WRITTEN TASK
In the data that follows, count each line holding the string "React"; answer with the number only.

DATA PROVIDED
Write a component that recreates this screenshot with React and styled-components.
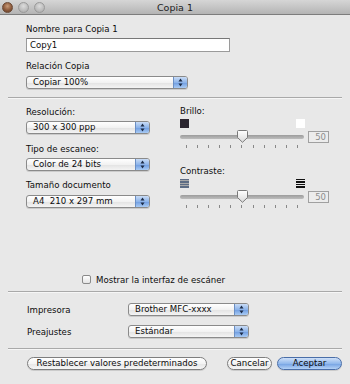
import React from "react";
import styled, { createGlobalStyle, css } from "styled-components";

const Global = createGlobalStyle`
  html, body { margin: 0; padding: 0; }
  body { width: 350px; height: 384px; overflow: hidden; background: #e8e8e8; }
  * { box-sizing: border-box; }
`;

const Window = styled.div`
  width: 350px;
  height: 384px;
  background: #e8e8e8;
  font-family: "DejaVu Sans", "Liberation Sans", sans-serif;
  font-size: 8.6px;
  color: #0c0c0c;
  display: flex;
  flex-direction: column;
`;

const TitleBar = styled.div`
  height: 15px;
  flex: none;
  display: flex;
  align-items: center;
  position: relative;
  background: linear-gradient(#d6d6d6, #b4b4b4);
  border-bottom: 1px solid #7d7d7d;
`;

const Lights = styled.div`
  display: flex;
  gap: 5px;
  padding-left: 2px;
`;

const Light = styled.span`
  width: 11px;
  height: 11px;
  border-radius: 50%;
  ${(p) =>
    p.$close
      ? css`
          background: radial-gradient(circle at 50% 35%, #c89a78 0%, #8c5a3c 55%, #5e3a26 100%);
          border: 1px solid #6b4a36;
        `
      : css`
          background: radial-gradient(circle at 50% 35%, #dcdcdc 0%, #bcbcbc 60%, #a6a6a6 100%);
          border: 1px solid #9a9a9a;
        `}
`;

const Title = styled.div`
  position: absolute;
  left: 0;
  right: 0;
  text-align: center;
  font-size: 9.5px;
  color: #222;
  pointer-events: none;
`;

const Content = styled.div`
  padding: 0 8px;
  display: flex;
  flex-direction: column;
`;

const Section = styled.div`
  padding-left: 18px;
  display: flex;
  flex-direction: column;
  align-items: flex-start;
`;

const Label = styled.div`
  line-height: 11px;
  height: 11px;
  margin-top: ${(p) => p.$mt || 0}px;
  white-space: nowrap;
`;

const TextField = styled.div`
  margin-top: 3px;
  width: 204px;
  height: 14px;
  background: #fff;
  border: 1px solid #9a9a9a;
  border-top-color: #777;
  padding-left: 3px;
  line-height: 12px;
`;

const PopupWrap = styled.div`
  margin-top: ${(p) => p.$mt || 0}px;
  width: ${(p) => p.$w}px;
  height: 13px;
  border: 1px solid #8a8a8a;
  border-radius: 3px;
  display: flex;
  overflow: hidden;
  background: linear-gradient(#ffffff, #f2f2f2 50%, #e2e2e2 51%, #f4f4f4);
  box-shadow: 0 1px 0 rgba(0, 0, 0, 0.12);
`;

const PopupText = styled.div`
  flex: 1;
  padding-left: 6px;
  line-height: 11px;
  white-space: pre;
`;

const PopupArrows = styled.div`
  width: 14px;
  flex: none;
  border-left: 1px solid #6b8fc4;
  background: linear-gradient(#c9dcf6, #8db4ea 50%, #6d9be0 51%, #a9cbf4);
  display: flex;
  align-items: center;
  justify-content: center;
`;

const Popup = ({ w, mt, children }) => (
  <PopupWrap $w={w} $mt={mt}>
    <PopupText>{children}</PopupText>
    <PopupArrows>
      <svg width="5" height="9" viewBox="0 0 5 9">
        <path d="M2.5 0.5 L4.5 3.5 L0.5 3.5 Z" fill="#1c2b45" />
        <path d="M2.5 8.5 L4.5 5.5 L0.5 5.5 Z" fill="#1c2b45" />
      </svg>
    </PopupArrows>
  </PopupWrap>
);

const Separator = styled.div`
  height: 2px;
  flex: none;
  margin-top: ${(p) => p.$mt || 0}px;
  border-top: 1px solid #a9a9a9;
  border-bottom: 1px solid #f6f6f6;
`;

const Columns = styled.div`
  display: flex;
  padding-left: 18px;
`;

const LeftColumn = styled.div`
  width: 154px;
  display: flex;
  flex-direction: column;
  align-items: flex-start;
`;

const RightColumn = styled.div`
  display: flex;
  flex-direction: column;
`;

const SliderBlock = styled.div`
  margin-top: ${(p) => p.$mt}px;
  display: flex;
  flex-direction: column;
`;

const IconRow = styled.div`
  margin-top: 2px;
  width: 125px;
  height: 9px;
  display: flex;
  justify-content: space-between;
`;

const Swatch = styled.span`
  width: 9px;
  height: 9px;
  background: ${(p) => (p.$dark ? "#2b2630" : "#ffffff")};
`;

const Stripes = styled.span`
  width: 9px;
  height: 9px;
  background: repeating-linear-gradient(
    ${(p) => p.$c} 0 1.5px,
    ${(p) => p.$bg} 1.5px 2.5px
  );
`;

const SliderRow = styled.div`
  margin-top: 2px;
  height: 13px;
  display: flex;
  align-items: center;
  gap: 4px;
`;

const Track = styled.div`
  width: 124px;
  height: 13px;
  position: relative;
  &::before {
    content: "";
    position: absolute;
    left: 0;
    right: 0;
    top: 5px;
    height: 4px;
    border-radius: 2px;
    background: linear-gradient(#9c9c9c, #bdbdbd);
  }
`;

const ThumbSvg = styled.svg`
  position: absolute;
  left: 57px;
  top: 0;
`;

const ValueBox = styled.div`
  width: 21px;
  height: 12px;
  border: 1px solid #a0a0a0;
  background: #ececec;
  color: #8c8c8c;
  text-align: right;
  padding-right: 2px;
  line-height: 10px;
  font-size: 8.5px;
`;

const Ticks = styled.div`
  margin-top: 2px;
  width: 124px;
  padding: 0 6px;
  height: 3px;
  display: flex;
  justify-content: space-between;
`;

const Tick = styled.span`
  width: 1px;
  height: 3px;
  background: #888;
`;

const Slider = () => (
  <>
    <SliderRow>
      <Track>
        <ThumbSvg width="11" height="13" viewBox="0 0 11 13">
          <defs>
            <linearGradient id="tg" x1="0" y1="0" x2="0" y2="1">
              <stop offset="0" stopColor="#ffffff" />
              <stop offset="1" stopColor="#d9d9d9" />
            </linearGradient>
          </defs>
          <path
            d="M1.5 0.5 H9.5 Q10.5 0.5 10.5 1.5 V7.5 L5.5 12.3 L0.5 7.5 V1.5 Q0.5 0.5 1.5 0.5 Z"
            fill="url(#tg)"
            stroke="#7a7a7a"
          />
        </ThumbSvg>
      </Track>
      <ValueBox>50</ValueBox>
    </SliderRow>
    <Ticks>
      {Array.from({ length: 11 }).map((_, i) => (
        <Tick key={i} />
      ))}
    </Ticks>
  </>
);

const CheckRow = styled.div`
  margin-top: 66px;
  display: flex;
  align-items: center;
  gap: 5px;
  padding-left: 74px;
  height: 11px;
`;

const Checkbox = styled.span`
  width: 9px;
  height: 9px;
  border: 1px solid #8a8a8a;
  border-radius: 2px;
  background: linear-gradient(#ffffff, #e4e4e4);
`;

const FormRow = styled.div`
  margin-top: ${(p) => p.$mt}px;
  display: flex;
  align-items: center;
  padding-left: 19px;
`;

const FormLabel = styled.div`
  width: 101px;
`;

const ButtonRow = styled.div`
  margin-top: 7px;
  display: flex;
  padding-left: 19px;
`;

const Button = styled.div`
  width: ${(p) => p.$w}px;
  margin-left: ${(p) => p.$ml || 0}px;
  height: 13px;
  border-radius: 7px;
  border: 1px solid ${(p) => (p.$primary ? "#4a6ea8" : "#7e7e7e")};
  text-align: center;
  line-height: 11px;
  white-space: nowrap;
  background: ${(p) =>
    p.$primary
      ? "linear-gradient(#cfe0f8, #92b9ec 50%, #72a0e2 51%, #b4d2f6)"
      : "linear-gradient(#ffffff, #f4f4f4 50%, #e6e6e6 51%, #f6f6f6)"};
  box-shadow: 0 1px 0 rgba(0, 0, 0, 0.12);
`;

export default function App() {
  return (
    <Window>
      <Global />
      <TitleBar>
        <Lights>
          <Light $close />
          <Light />
          <Light />
        </Lights>
        <Title>Copia 1</Title>
      </TitleBar>
      <Content>
        <Section>
          <Label $mt={9}>Nombre para Copia 1</Label>
          <TextField>Copy1</TextField>
          <Label $mt={9}>Relación Copia</Label>
          <Popup w={162} mt={4}>Copiar 100%</Popup>
        </Section>
        <Separator $mt={8} />
        <Columns>
          <LeftColumn>
            <Label $mt={8}>Resolución:</Label>
            <Popup w={124} mt={3}>300 x 300 ppp</Popup>
            <Label $mt={10}>Tipo de escaneo:</Label>
            <Popup w={124} mt={3}>Color de 24 bits</Popup>
            <Label $mt={9}>Tamaño documento</Label>
            <Popup w={124} mt={4}>{"A4  210 x 297 mm"}</Popup>
          </LeftColumn>
          <RightColumn>
            <SliderBlock $mt={7}>
              <Label>Brillo:</Label>
              <IconRow>
                <Swatch $dark />
                <Swatch />
              </IconRow>
              <Slider />
            </SliderBlock>
            <SliderBlock $mt={18}>
              <Label>Contraste:</Label>
              <IconRow>
                <Stripes $c="#5d6c84" $bg="#a8a8a8" />
                <Stripes $c="#111" $bg="#e8e8e8" />
              </IconRow>
              <Slider />
            </SliderBlock>
          </RightColumn>
        </Columns>
        <CheckRow>
          <Checkbox />
          <span>Mostrar la interfaz de escáner</span>
        </CheckRow>
        <Separator $mt={6} />
        <FormRow $mt={10}>
          <FormLabel>Impresora</FormLabel>
          <Popup w={121}>Brother MFC-xxxx</Popup>
        </FormRow>
        <FormRow $mt={9}>
          <FormLabel>Preajustes</FormLabel>
          <Popup w={121}>Estándar</Popup>
        </FormRow>
        <Separator $mt={10} />
        <ButtonRow>
          <Button $w={180}>Restablecer valores predeterminados</Button>
          <Button $w={45} $ml={20}>Cancelar</Button>
          <Button $w={65} $ml={5} $primary>Aceptar</Button>
        </ButtonRow>
      </Content>
    </Window>
  );
}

RESPONSE TO THIS EXERCISE
2